- [WHAT YOU SHOULD DO] Give back the full listing verbatim, apart from its images.

_ _ _ _ _ _ _

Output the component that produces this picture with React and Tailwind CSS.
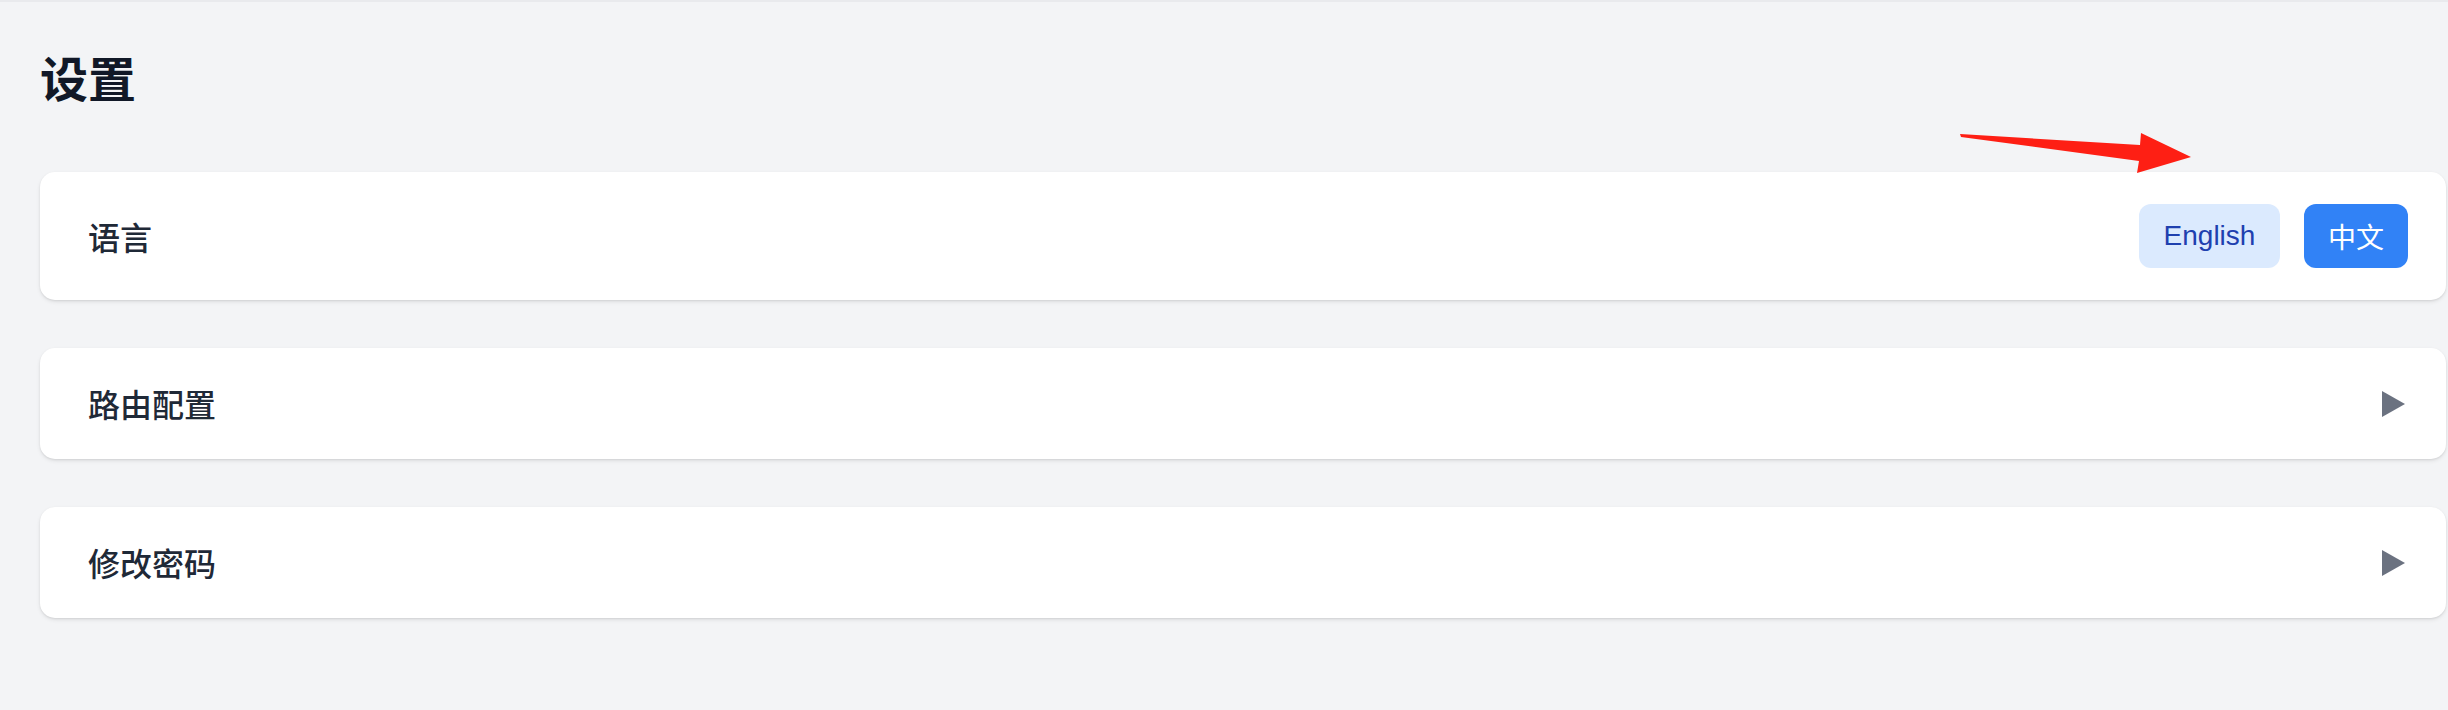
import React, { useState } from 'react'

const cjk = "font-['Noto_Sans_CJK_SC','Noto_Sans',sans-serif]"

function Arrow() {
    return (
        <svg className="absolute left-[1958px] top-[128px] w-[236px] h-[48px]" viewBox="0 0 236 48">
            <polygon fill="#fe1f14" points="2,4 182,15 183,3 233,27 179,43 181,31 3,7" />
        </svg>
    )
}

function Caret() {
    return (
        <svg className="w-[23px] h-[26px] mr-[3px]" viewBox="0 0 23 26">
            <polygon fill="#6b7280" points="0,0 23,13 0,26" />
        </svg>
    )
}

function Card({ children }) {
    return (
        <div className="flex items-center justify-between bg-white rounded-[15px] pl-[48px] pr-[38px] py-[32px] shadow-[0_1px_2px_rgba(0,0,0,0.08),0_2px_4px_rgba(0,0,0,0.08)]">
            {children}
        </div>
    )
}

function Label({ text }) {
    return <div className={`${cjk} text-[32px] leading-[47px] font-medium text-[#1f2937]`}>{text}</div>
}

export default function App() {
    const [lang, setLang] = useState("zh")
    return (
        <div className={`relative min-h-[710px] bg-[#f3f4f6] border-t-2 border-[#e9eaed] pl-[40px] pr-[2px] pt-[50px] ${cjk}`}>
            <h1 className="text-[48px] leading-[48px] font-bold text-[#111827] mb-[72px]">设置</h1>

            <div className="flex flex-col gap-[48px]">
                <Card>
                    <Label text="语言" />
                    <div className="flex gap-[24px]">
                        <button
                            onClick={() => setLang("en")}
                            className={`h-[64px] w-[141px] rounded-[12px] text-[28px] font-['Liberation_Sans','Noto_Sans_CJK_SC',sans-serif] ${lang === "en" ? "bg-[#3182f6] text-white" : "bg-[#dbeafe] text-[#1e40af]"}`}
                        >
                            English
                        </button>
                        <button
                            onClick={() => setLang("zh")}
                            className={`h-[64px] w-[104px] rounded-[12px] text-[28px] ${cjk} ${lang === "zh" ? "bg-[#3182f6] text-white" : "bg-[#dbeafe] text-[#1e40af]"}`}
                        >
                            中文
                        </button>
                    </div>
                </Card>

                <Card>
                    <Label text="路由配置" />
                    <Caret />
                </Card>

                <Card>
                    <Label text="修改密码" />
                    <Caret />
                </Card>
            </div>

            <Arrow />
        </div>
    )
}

_ _ _ _ _ _ _

- [SOLUTION]
Output the component that produces this picture with React and Tailwind CSS.
import React, { useState } from 'react'

const cjk = "font-['Noto_Sans_CJK_SC','Noto_Sans',sans-serif]"

function Arrow() {
    return (
        <svg className="absolute left-[1958px] top-[128px] w-[236px] h-[48px]" viewBox="0 0 236 48">
            <polygon fill="#fe1f14" points="2,4 182,15 183,3 233,27 179,43 181,31 3,7" />
        </svg>
    )
}

function Caret() {
    return (
        <svg className="w-[23px] h-[26px] mr-[3px]" viewBox="0 0 23 26">
            <polygon fill="#6b7280" points="0,0 23,13 0,26" />
        </svg>
    )
}

function Card({ children }) {
    return (
        <div className="flex items-center justify-between bg-white rounded-[15px] pl-[48px] pr-[38px] py-[32px] shadow-[0_1px_2px_rgba(0,0,0,0.08),0_2px_4px_rgba(0,0,0,0.08)]">
            {children}
        </div>
    )
}

function Label({ text }) {
    return <div className={`${cjk} text-[32px] leading-[47px] font-medium text-[#1f2937]`}>{text}</div>
}

export default function App() {
    const [lang, setLang] = useState("zh")
    return (
        <div className={`relative min-h-[710px] bg-[#f3f4f6] border-t-2 border-[#e9eaed] pl-[40px] pr-[2px] pt-[50px] ${cjk}`}>
            <h1 className="text-[48px] leading-[48px] font-bold text-[#111827] mb-[72px]">设置</h1>

            <div className="flex flex-col gap-[48px]">
                <Card>
                    <Label text="语言" />
                    <div className="flex gap-[24px]">
                        <button
                            onClick={() => setLang("en")}
                            className={`h-[64px] w-[141px] rounded-[12px] text-[28px] font-['Liberation_Sans','Noto_Sans_CJK_SC',sans-serif] ${lang === "en" ? "bg-[#3182f6] text-white" : "bg-[#dbeafe] text-[#1e40af]"}`}
                        >
                            English
                        </button>
                        <button
                            onClick={() => setLang("zh")}
                            className={`h-[64px] w-[104px] rounded-[12px] text-[28px] ${cjk} ${lang === "zh" ? "bg-[#3182f6] text-white" : "bg-[#dbeafe] text-[#1e40af]"}`}
                        >
                            中文
                        </button>
                    </div>
                </Card>

                <Card>
                    <Label text="路由配置" />
                    <Caret />
                </Card>

                <Card>
                    <Label text="修改密码" />
                    <Caret />
                </Card>
            </div>

            <Arrow />
        </div>
    )
}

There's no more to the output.